Those who have never experienced life in Julian sure do seem to have a lot of questions. If you’re a Julian resident, then you’ve probably have had to set some out-of-towners straight on their incorrect stereotypes or misconceptions, or simply educate them a bit on life in San Diego’s Backcountry. Here is just a small list of some of the topics we’ve had to explain the most:
There's not just one place to get pie. There are 9 places. For a complete list check out my guide to Julian Apple Pie.
The cemetery is not a playground, even when there’s snow. Please respect it.
This town shuts down between 5 and 6 pm. "Why," you ask. Business drops off when all the visitors head home.
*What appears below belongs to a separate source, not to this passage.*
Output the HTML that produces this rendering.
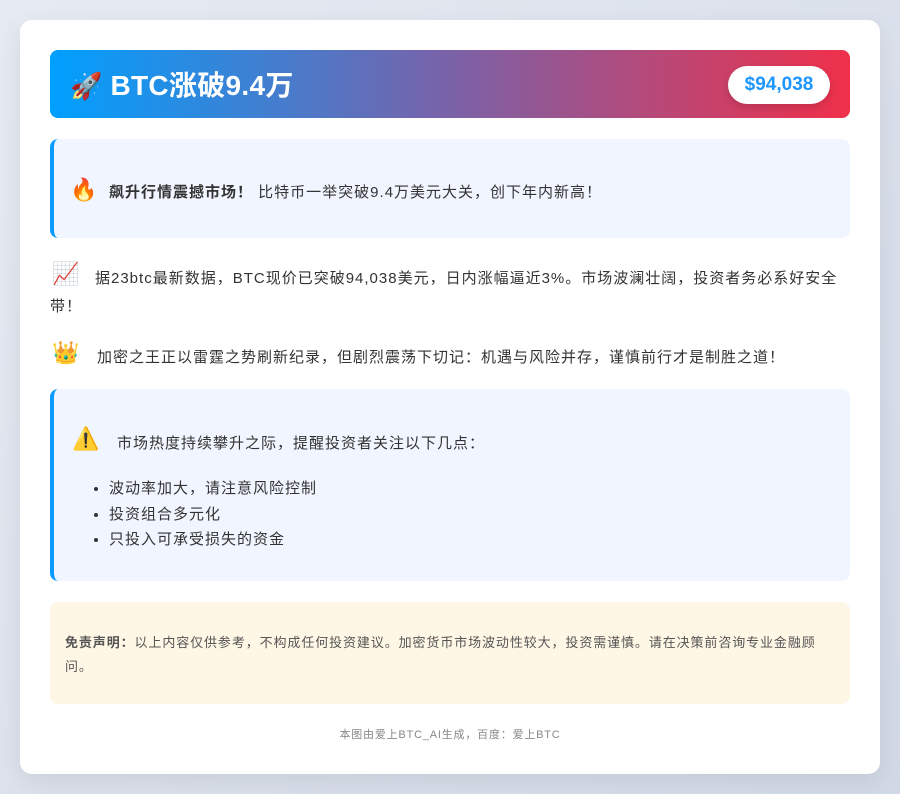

Julian does not have a definitive boundary. The school districts, water districts, and the fire district all have their own boundaries that don’t exactly align within the zip code.
Yes, people actually live here year-round. We live in neighborhoods and on ranches in the more outline areas. Depending on what you consider Julian, approximately 4,000 residents live in the area.
Road etiquette and laws apply here too, so please follow them. The speed limit on the highway is 55 MPH unless otherwise posted.
Most locals can tell you a very basic history of the region. The local schools don’t teach our local history. Aside from a local history day once a year, the Julian school system barley teaches on Julian’s 150-year history.
Believe it or not, we actually have seasons, so dress accordingly and in layers if it’s winter.
When giving directions, we don’t usually use street names. It’s more like, “turn right before the Post Office, if you pass the school you went too far.” Similarly, instead of saying an address, we say things like "two doors down from the Hatch house."
We’re more than just apples and gold. I mean, we really love our famous apples and all, but there are some epic hikes, food, art, views, and more to enjoy and explore. You can learn about all there is to do here.
We're not all rednecks, hillbillies, or cowboys. We come from all backgrounds and professions. In reality, the population is an interesting mix of conservatives living a true "country lifestyle" and liberals who want to “live in nature.”
Mountain lions live here! And coyotes. And bobcats...it is likely that you will never see these elusive creatures on your day trip to Julian.
We do not have bears. Black bears are not native to the county, but back in the 1800s, Grizzlies used to roam here.
Our skies are bigger, clearer, and bolder than San Diego’s.
Breakfast isn’t served all day. We don’t have a Denny’s. Most restaurants that serve breakfast stop before 11:30 a.m.